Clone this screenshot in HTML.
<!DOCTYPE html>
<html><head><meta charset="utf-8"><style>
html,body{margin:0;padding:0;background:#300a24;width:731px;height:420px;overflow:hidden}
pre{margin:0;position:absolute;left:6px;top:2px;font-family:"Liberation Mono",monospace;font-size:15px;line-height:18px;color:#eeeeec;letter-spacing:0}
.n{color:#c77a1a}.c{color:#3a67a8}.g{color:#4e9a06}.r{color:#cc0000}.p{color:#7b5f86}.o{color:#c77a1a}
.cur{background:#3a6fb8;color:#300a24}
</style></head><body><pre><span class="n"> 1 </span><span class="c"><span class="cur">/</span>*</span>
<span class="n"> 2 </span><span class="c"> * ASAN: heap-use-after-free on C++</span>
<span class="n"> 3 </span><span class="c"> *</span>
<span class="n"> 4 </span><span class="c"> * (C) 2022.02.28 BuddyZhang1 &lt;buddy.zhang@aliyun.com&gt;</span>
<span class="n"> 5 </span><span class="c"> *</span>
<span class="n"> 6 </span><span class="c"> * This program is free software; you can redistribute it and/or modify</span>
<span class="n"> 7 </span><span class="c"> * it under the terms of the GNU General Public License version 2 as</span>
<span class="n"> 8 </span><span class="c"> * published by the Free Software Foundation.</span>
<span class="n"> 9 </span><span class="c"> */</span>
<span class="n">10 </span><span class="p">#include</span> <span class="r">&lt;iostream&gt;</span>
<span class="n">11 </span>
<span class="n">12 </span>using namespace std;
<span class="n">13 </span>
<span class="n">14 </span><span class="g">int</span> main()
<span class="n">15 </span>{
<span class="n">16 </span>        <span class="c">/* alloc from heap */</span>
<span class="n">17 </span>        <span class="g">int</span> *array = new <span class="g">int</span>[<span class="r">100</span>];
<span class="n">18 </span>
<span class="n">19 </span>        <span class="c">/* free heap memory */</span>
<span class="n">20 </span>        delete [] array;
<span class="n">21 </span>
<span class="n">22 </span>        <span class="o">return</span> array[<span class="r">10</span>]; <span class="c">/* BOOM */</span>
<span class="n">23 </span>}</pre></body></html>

■ What is needed ■
Repeat the material in full, exactly as it stands.

■ Finished answer ■
Clone this screenshot in HTML.
<!DOCTYPE html>
<html><head><meta charset="utf-8"><style>
html,body{margin:0;padding:0;background:#300a24;width:731px;height:420px;overflow:hidden}
pre{margin:0;position:absolute;left:6px;top:2px;font-family:"Liberation Mono",monospace;font-size:15px;line-height:18px;color:#eeeeec;letter-spacing:0}
.n{color:#c77a1a}.c{color:#3a67a8}.g{color:#4e9a06}.r{color:#cc0000}.p{color:#7b5f86}.o{color:#c77a1a}
.cur{background:#3a6fb8;color:#300a24}
</style></head><body><pre><span class="n"> 1 </span><span class="c"><span class="cur">/</span>*</span>
<span class="n"> 2 </span><span class="c"> * ASAN: heap-use-after-free on C++</span>
<span class="n"> 3 </span><span class="c"> *</span>
<span class="n"> 4 </span><span class="c"> * (C) 2022.02.28 BuddyZhang1 &lt;buddy.zhang@aliyun.com&gt;</span>
<span class="n"> 5 </span><span class="c"> *</span>
<span class="n"> 6 </span><span class="c"> * This program is free software; you can redistribute it and/or modify</span>
<span class="n"> 7 </span><span class="c"> * it under the terms of the GNU General Public License version 2 as</span>
<span class="n"> 8 </span><span class="c"> * published by the Free Software Foundation.</span>
<span class="n"> 9 </span><span class="c"> */</span>
<span class="n">10 </span><span class="p">#include</span> <span class="r">&lt;iostream&gt;</span>
<span class="n">11 </span>
<span class="n">12 </span>using namespace std;
<span class="n">13 </span>
<span class="n">14 </span><span class="g">int</span> main()
<span class="n">15 </span>{
<span class="n">16 </span>        <span class="c">/* alloc from heap */</span>
<span class="n">17 </span>        <span class="g">int</span> *array = new <span class="g">int</span>[<span class="r">100</span>];
<span class="n">18 </span>
<span class="n">19 </span>        <span class="c">/* free heap memory */</span>
<span class="n">20 </span>        delete [] array;
<span class="n">21 </span>
<span class="n">22 </span>        <span class="o">return</span> array[<span class="r">10</span>]; <span class="c">/* BOOM */</span>
<span class="n">23 </span>}</pre></body></html>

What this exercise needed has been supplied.